It's not every day scientists say a new kind of renewable energy could satisfy the majority of our power needs, so when they do, it's worth leaning in close.

In a first-of-its-kind study, researchers have found that energy harvested from the evaporation of water in US lakes and reservoirs could power nearly 70 percent of the nation's electricity demands, generating a whopping 325 gigawatts of electricity.

Alongside the great strides being made in solar and wind, biophysicist Ozgur Sahin from Columbia University says natural evaporation represents a massive unexplored resource of environmentally clean power generation, just waiting to be tapped.

"We have the technology to harness energy from wind, water and the sun, but evaporation is just as powerful," Sahin explains.

"We can now put a number on its potential."

024 evaporation 1Columbia University

Back in 2015, Sahin's team made headlines when they engineered a system to harvest electricity from evaporating water, thanks to – of all things – bacterial spores.

Sticking Bacillus subtilis spores onto thin strips of tape much like cassette tape, the researchers made an 'evaporation engine' to leverage the organisms' natural response to changes in humidity: shrinkage.

Or, more accurately, shrinkage and expansion.

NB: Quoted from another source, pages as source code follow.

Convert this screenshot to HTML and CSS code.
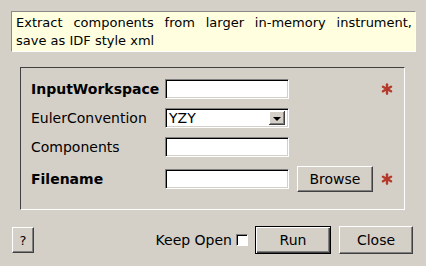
FILE: index.html
```html
<!DOCTYPE html>
<html>
<head>
<meta charset="utf-8">
<link rel="stylesheet" href="styles.css">
</head>
<body>
<div class="dialog">
  <div class="desc">Extract components from larger in-memory instrument, save as IDF style xml</div>
  <div class="group">
    <div class="label bold">InputWorkspace</div>
    <div class="field"></div>
    <div class="extra"></div>
    <div class="star"><svg width="16" height="16" viewBox="0 0 16 16"><g stroke="#b5392b" stroke-width="3.2" stroke-linecap="round"><line x1="8" y1="1.8" x2="8" y2="14.2"/><line x1="2.6" y1="4.9" x2="13.4" y2="11.1"/><line x1="2.6" y1="11.1" x2="13.4" y2="4.9"/></g></svg></div>

    <div class="label">EulerConvention</div>
    <div class="field combo"><span class="val">YZY</span><span class="drop"><span class="tri"></span></span></div>
    <div class="extra"></div>
    <div class="star"></div>

    <div class="label">Components</div>
    <div class="field"></div>
    <div class="extra"></div>
    <div class="star"></div>

    <div class="label bold">Filename</div>
    <div class="field"></div>
    <div class="extra"><div class="btn browse">Browse</div></div>
    <div class="star"><svg width="16" height="16" viewBox="0 0 16 16"><g stroke="#b5392b" stroke-width="3.2" stroke-linecap="round"><line x1="8" y1="1.8" x2="8" y2="14.2"/><line x1="2.6" y1="4.9" x2="13.4" y2="11.1"/><line x1="2.6" y1="11.1" x2="13.4" y2="4.9"/></g></svg></div>
  </div>
  <div class="bottom">
    <div class="btn help">?</div>
    <div class="spacer"></div>
    <div class="keep">Keep Open</div>
    <div class="check"></div>
    <div class="btn run">Run</div>
    <div class="btn close">Close</div>
  </div>
</div>
</body>
</html>
```
FILE: styles.css
```css
html, body {
  margin: 0;
  padding: 0;
  background: #d4d0c8;
}
body {
  width: 426px;
  height: 266px;
  overflow: hidden;
  font-family: "DejaVu Sans", sans-serif;
  font-size: 14px;
  color: #000;
}
.dialog {
  display: flex;
  flex-direction: column;
  padding: 11px 0 0 0;
}
.desc {
  margin-left: 11px;
  width: 396px;
  height: 37px;
  padding: 2px 3px 0 4px;
  background: #ffffe0;
  border-top: 1px solid #8a8a8a;
  border-left: 1px solid #8a8a8a;
  border-right: 1px solid #ffffff;
  border-bottom: 1px solid #ffffff;
  font-size: 13px;
  line-height: 18px;
  text-align: justify;
}
.group {
  margin-top: 15px;
  margin-left: 20px;
  width: 373px;
  height: 131px;
  padding: 10px 0 0 10px;
  border-top: 1px solid #404040;
  border-left: 1px solid #404040;
  border-right: 1px solid #ffffff;
  border-bottom: 1px solid #ffffff;
  display: grid;
  grid-template-columns: 134px 124px 88px 16px;
  grid-template-rows: 22px 22px 22px 26px;
  row-gap: 7px;
  align-items: center;
  align-content: start;
}
.group > div:nth-child(n+13) {
  margin-top: 1px;
}
.label {
  white-space: nowrap;
}
.bold {
  font-weight: bold;
}
.field {
  height: 18px;
  background: #fff;
  border-top: 1px solid #808080;
  border-left: 1px solid #808080;
  border-right: 1px solid #ffffff;
  border-bottom: 1px solid #ffffff;
  box-shadow: inset 1px 1px 0 #000, inset -1px -1px 0 #d4d0c8;
}
.combo {
  display: flex;
  align-items: stretch;
  padding: 2px;
  height: 14px;
}
.combo .val {
  flex: 1;
  line-height: 15px;
  padding-left: 1px;
}
.combo .drop {
  width: 16px;
  background: #d4d0c8;
  box-shadow: inset -1px -1px 0 #404040, inset 1px 1px 0 #ffffff, inset -2px -2px 0 #808080;
  display: flex;
  align-items: center;
  justify-content: center;
  margin-right: 1px;
}
.tri {
  width: 0;
  height: 0;
  border-left: 4px solid transparent;
  border-right: 4px solid transparent;
  border-top: 4px solid #000;
  margin-top: 1px;
}
.extra {
  display: flex;
  padding-left: 8px;
}
.star {
  display: flex;
  align-items: center;
  justify-content: center;
  margin-left: 4px;
}
.btn {
  display: flex;
  align-items: center;
  justify-content: center;
  background: #d4d0c8;
  border-top: 1px solid #ffffff;
  border-left: 1px solid #ffffff;
  border-right: 1px solid #404040;
  border-bottom: 1px solid #404040;
  box-shadow: inset -1px -1px 0 #808080;
  box-sizing: border-box;
}
.browse {
  width: 76px;
  height: 26px;
}
.bottom {
  display: flex;
  align-items: center;
  margin-top: 16px;
  padding: 0 13px 0 12px;
  height: 28px;
}
.help {
  width: 22px;
  height: 26px;
  font-size: 13px;
}
.spacer {
  flex: 1;
}
.keep {
  margin-right: 4px;
}
.check {
  width: 12px;
  height: 12px;
  box-sizing: border-box;
  background: #fff;
  border-top: 1px solid #808080;
  border-left: 1px solid #808080;
  border-right: 1px solid #ffffff;
  border-bottom: 1px solid #ffffff;
  box-shadow: inset 1px 1px 0 #000;
  margin-right: 7px;
}
.run {
  width: 76px;
  height: 28px;
  border: 1px solid #000;
  box-shadow: inset 1px 1px 0 #ffffff, inset -1px -1px 0 #404040, inset -2px -2px 0 #808080;
}
.close {
  width: 74px;
  height: 28px;
  margin-left: 8px;
}
```
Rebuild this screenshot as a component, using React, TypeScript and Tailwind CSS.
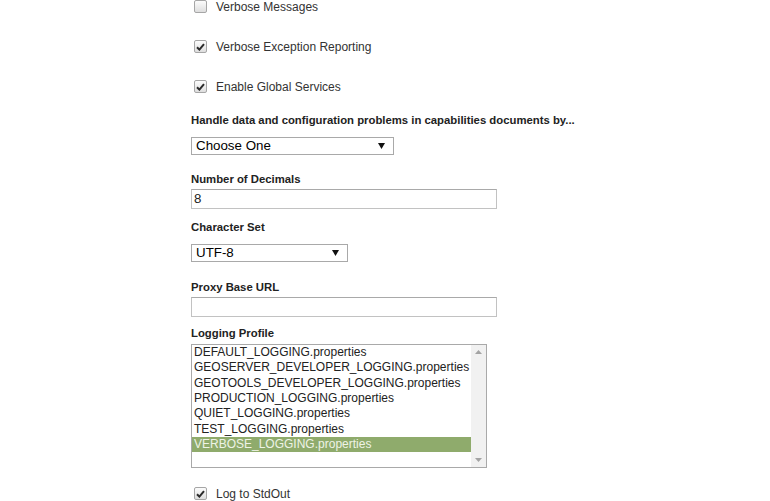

In various kinds of experiments using different kinds of prototypes, the researchers devised systems to expose the spores to more or less water.

When things get dry due to evaporation, the spores curl, which causes the tape to contract – but as the tape shortens, a small rig closes tiny window shutters, increasing the humidity in the bacterial chamber, meaning the cycle can repeat.

"They work like a muscle," Sahin explained to New Scientist at the time. "They can push and pull with a lot of force."

Attaching the engine to pistons enabled a small car to be powered, and could light up an electric LED.

Now, the same researchers have run calculations on what could be achieved if you scaled up the same kind of system over lakes and reservoirs throughout the US.

It would be quite a feat – not to mention a controversial eyesore – but if you were able to install floating spore-fuelled power generators using the principles of the evaporation engine over lakes and reservoirs larger than 0.1 square kilometres (0.04 square miles) in size, Sahin says you could generate 325 gigawatts of electricity-generating capacity.

"Evaporation comes with a natural battery," says one of the team, Ahmet-Hamdi Cavusoglu.

"You can make it your main source of power and draw on solar and wind when they're available."

But that's not all.

The researchers estimate the same system could actually save some 95 trillion litres (about 25 trillion gallons) of water lost to evaporation every year – approximately a fifth of what Americans consume annually.

Of course, building this kind of infrastructure would mean an end to sailing, fishing, swimming and all other kinds of activities on the water – plus there'd be cost considerations, and all kinds of questions over the environmental effects that might result.

In short, there's a huge amount of impracticality in this hypothetical vision, as promising as it is.

But the sheer amount of energy such a system could harness means we should be seriously thinking about what evaporation could do for us, Sahin says – by investigating the possibilities on a smaller, limited scale, before discounting it out of hand due to environmental concerns.

"These are very important issues, but we don't know enough about the technology to make these judgements," Sahin told Gizmodo.

"The present study is only one piece of the puzzle."

The findings are reported in Nature Communications.